REQUIREMENTS –
Wherever the word "source" appears in a line, copy that line.

********************

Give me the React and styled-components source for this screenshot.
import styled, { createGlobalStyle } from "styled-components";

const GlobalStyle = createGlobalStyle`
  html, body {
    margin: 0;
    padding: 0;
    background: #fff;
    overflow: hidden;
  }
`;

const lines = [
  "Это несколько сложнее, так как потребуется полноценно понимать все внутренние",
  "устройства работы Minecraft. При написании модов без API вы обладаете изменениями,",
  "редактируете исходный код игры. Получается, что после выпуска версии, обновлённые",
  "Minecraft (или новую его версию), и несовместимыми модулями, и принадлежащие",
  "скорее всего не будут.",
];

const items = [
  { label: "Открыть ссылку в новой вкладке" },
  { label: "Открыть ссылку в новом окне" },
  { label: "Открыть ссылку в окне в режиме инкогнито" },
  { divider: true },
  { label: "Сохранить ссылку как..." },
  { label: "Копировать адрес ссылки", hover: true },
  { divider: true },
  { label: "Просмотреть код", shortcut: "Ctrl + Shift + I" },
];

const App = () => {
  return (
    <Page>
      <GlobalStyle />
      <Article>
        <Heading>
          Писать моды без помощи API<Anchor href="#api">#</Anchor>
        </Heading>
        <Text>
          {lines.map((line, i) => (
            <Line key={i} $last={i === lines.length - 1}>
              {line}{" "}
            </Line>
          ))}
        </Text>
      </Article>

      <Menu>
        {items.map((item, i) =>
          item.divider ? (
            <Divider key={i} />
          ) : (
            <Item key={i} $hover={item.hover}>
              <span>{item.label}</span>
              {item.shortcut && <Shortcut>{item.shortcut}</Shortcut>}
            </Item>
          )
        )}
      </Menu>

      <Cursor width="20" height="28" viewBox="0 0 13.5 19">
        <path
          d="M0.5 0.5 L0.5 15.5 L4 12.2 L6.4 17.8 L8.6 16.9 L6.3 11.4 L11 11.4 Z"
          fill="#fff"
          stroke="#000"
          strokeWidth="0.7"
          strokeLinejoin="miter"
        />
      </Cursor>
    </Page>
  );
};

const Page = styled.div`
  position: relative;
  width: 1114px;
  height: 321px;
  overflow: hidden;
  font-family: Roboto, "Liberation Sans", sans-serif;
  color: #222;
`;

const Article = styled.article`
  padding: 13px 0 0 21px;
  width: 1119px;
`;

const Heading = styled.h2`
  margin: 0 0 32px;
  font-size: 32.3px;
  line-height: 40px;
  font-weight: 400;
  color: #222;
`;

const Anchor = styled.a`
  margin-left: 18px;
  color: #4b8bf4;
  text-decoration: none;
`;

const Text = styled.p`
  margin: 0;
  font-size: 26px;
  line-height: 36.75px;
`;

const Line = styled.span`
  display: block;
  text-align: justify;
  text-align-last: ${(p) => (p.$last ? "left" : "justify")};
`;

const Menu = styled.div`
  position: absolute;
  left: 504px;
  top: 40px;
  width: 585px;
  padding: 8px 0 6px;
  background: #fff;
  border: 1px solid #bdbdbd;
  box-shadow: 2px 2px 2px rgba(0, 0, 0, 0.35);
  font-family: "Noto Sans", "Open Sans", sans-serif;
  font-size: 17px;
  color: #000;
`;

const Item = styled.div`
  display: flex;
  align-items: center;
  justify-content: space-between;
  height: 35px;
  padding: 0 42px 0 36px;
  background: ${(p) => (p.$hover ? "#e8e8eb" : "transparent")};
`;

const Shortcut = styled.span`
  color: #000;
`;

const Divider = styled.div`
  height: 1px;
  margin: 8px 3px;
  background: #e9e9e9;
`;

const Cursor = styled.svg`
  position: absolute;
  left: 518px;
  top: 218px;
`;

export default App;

********************

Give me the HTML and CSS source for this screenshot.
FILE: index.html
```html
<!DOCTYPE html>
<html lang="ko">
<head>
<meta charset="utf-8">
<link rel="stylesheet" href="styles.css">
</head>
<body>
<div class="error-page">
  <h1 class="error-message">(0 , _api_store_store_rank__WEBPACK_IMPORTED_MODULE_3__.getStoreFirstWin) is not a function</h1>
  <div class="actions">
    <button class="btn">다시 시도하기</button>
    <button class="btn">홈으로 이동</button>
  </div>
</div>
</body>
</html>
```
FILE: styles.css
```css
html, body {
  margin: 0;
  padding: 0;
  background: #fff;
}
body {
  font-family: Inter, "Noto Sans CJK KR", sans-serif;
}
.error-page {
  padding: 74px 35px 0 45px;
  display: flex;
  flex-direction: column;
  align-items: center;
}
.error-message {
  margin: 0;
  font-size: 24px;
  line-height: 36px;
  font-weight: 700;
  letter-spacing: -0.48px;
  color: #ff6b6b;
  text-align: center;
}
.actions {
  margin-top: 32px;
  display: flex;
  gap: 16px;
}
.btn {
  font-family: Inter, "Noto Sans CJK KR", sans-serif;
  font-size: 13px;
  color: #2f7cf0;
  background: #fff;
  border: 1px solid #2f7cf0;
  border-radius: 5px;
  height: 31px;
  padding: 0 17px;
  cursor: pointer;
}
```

********************

EXERCISE SOLUTION –
Give me the React and styled-components source for this screenshot.
Give me the HTML and CSS source for this screenshot.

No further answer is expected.